I find Rust's approach much more interesting, because GC is entirely optional, but it provides abstractions that make it easier to write clear and correct manual memory management schemes.
The simplistic GC isn't part of the language design, it's a stopgap in the first version.
That same argument could be used for having the language in the title as people who are not interested in programming are going to be less interested in a thread about programming.
And language fanboyism is going to happen with or without this title (given the content of the article). What's happening here is more a case of lazy members wanting to commentate on articles they've not even read. It's basically the lowest form of blogging.
Initially, I wasn't actually planning to do deltas for the compression technique and it was in testing with a whole bunch of common sites that I stumbled upon the fact that they don't change very much. That lead me to wonder about the algorithms that might be used.
I did test quite a lot of stuff (and at one point thought I'd come up with a truly cool new algorithm only to realize that I was mistaken :-) to decide what to do.
Railgun has to trade off three things: compression efficiency, space and time. Because we are trying to do this for performance time is the most important thing to optimize for, followed by efficiency, followed by space. bsdiff is very, very good at delta compressing binary things; Railgun isn't as good, but it's very, very fast.
A year or two ago I got quite interested in delta compression, read all the papers I could find on the topic, and eventually came up with an algorithm that seems pretty competitive, although I've mostly focussed on efficient compression rather than speed. Someday I'll get around to porting the code from Python to C and find out what the performance is really like.
For what it's worth, my code is here: https://gitorious.org/python-blip
Take a look at this Rob Pike video: http://blog.golang.org/2013/01/concurrency-is-not-parallelis...
Now that video might well be crap, I'll be the first to admit I'm not skill enough to know one way or the other.
But based on that video, it does appear to me that Go does offer some form of multi-core magic and it does appear to come at a minimal cost.
A barrier to implementation of SDCH is deciding what dictionaries to create and when to update them.

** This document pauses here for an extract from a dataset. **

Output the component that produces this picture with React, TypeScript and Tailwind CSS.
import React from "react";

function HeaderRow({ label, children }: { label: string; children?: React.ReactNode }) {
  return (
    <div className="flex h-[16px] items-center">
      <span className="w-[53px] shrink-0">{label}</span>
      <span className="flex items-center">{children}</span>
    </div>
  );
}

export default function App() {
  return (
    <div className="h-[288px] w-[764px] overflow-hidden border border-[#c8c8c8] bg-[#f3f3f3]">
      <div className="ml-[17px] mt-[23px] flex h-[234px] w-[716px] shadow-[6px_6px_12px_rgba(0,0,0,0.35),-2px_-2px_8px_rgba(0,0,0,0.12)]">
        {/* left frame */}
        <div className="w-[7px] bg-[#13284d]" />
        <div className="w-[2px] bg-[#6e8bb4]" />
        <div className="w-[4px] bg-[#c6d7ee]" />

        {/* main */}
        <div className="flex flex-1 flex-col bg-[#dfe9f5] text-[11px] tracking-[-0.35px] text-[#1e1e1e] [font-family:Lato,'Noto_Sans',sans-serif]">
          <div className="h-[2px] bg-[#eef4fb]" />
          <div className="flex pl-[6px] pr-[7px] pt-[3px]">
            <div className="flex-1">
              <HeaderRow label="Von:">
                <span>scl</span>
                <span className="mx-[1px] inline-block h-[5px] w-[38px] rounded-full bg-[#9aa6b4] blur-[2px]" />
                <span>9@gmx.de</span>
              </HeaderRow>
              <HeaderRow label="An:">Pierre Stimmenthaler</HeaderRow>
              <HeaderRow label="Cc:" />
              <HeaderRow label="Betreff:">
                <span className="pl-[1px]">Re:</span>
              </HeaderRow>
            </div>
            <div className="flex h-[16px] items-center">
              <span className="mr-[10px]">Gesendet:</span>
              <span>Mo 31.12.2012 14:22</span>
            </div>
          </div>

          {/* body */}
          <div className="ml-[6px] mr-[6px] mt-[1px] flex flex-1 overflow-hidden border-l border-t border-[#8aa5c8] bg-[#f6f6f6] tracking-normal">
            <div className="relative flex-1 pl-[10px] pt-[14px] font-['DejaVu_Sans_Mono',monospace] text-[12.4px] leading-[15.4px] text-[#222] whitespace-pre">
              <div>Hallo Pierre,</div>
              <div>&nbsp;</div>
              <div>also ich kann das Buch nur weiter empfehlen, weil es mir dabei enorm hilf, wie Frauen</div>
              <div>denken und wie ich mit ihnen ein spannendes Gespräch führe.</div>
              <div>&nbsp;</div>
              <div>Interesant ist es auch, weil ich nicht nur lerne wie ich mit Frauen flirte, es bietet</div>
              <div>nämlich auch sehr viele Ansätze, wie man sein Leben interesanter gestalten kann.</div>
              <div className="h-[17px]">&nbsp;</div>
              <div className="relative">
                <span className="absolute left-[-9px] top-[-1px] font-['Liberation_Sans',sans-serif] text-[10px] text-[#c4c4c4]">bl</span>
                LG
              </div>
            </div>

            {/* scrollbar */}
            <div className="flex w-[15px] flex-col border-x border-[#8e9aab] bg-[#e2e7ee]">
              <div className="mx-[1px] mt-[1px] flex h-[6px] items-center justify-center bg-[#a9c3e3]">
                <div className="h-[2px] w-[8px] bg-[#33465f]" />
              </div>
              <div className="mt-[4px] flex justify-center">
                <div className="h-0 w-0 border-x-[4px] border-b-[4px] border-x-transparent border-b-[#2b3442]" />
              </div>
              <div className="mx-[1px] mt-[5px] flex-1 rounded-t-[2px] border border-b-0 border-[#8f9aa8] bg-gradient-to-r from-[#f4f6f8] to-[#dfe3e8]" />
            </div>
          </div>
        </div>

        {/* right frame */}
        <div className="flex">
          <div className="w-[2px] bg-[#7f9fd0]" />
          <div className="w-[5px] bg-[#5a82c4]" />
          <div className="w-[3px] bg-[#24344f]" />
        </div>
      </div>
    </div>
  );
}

(I'm aware that the post might not be prestigious as say, engineering - however, I feel that having someone with strong web development experience (who is a user of Cloudflare already) would more than offset the slight inconvenience on your part.)
EDIT: Grammar
And I couldn't agree more, being placed in the firing lines of customers is often more telling than building the software yourself - "normal" people tend to notice things which we as developers are prone to miss or gloss over unintentionally.
-----
The awkward moment when I notice I blanked the CEO
On the other hand, if I didn't know C++ and I was looking for a native compiled language to learn, I'd probably choose Go over C++.
Perhaps it's just my personal experience though.
In a neutral way, it's like: if you spent all that effort mastering this language to get such fine-grained control, why would you give that up again? And really, I understand: why would you give that up? Especially if you know how to use C++ in a fairly painless way.
Funny I though C++ did exactly the same thing. Where are the L1, L2 and L3 caches references, multiple opcode execution pipelines, processor instructions ?
Wouldn't that be assembly? Last time I heard Stroustrup, he was all raving about abstractions, not raw unfiltered access.
Note of course, that relying on the data not being corrupt on the client (which you must if you assume the compression dictionaries are sane) is dangerous. I assume you guys must store some checksum that you compare once to make sure when someone says "i have version 5, delta against this", that they really have a good copy of version 5?
SVN used to what you are suggesting, btw. We only send clients deltas against the versions they already have, and precompute them in some cases :)
(edit) That's an awesome name by the way. Railgun.
To what end? Rsync too works off both copies.
In any case, if you know the files are related, you
1. Don't need to do any of this. You can simply send the binary delta that is is usually copy/add instructions (IE copy offset 16384, length 500 to offset 32768)
2. Can precompute the deltas.
You can actually precompute in any case, it just makes no sense unless you know you will be diffed against something else.
We have users in Singapore who access various XML-heavy web services in our NY office. A dictionary-style over-multiple-requests compression technique would be brilliant for their case.
They've saved a huge amount for us (I think of 90%) of AJP (http<->tomcat) traffic. Not particularly difficult to set up.
That would be really cool in fact.
Yes.
Most companies depreciate hardware over 3 years. How much WAN/Internet bandwidth will you NOT use over the next 3 years, and how does that translate into upgrades you won't need to make?
There are also arguments for these boxes along the lines of "right now we use really expensive WAN links, but these boxes do end-to-end encryption too, so we can put the traffic on the Internet instead" but that opens up a few obvious cans of worms (and can of course be done without an accelerator with VPNs and whatnot).
Then you get into the more nebulous arguments that big bosses tend to like, such as "The average user makes Y XML requests per day to process X widgets. Each request takes Q seconds now. If we lower that to Q*0.5 with WAN acceleration, each user can now process N more widgets per day". Fluffy argument, but can have a big impact on business decision makers, especially if you can tie it to a dollar amount.
Note that WAN Accelerator salespeople are really, really good at coming up with arguments like this for/with you during the sales process.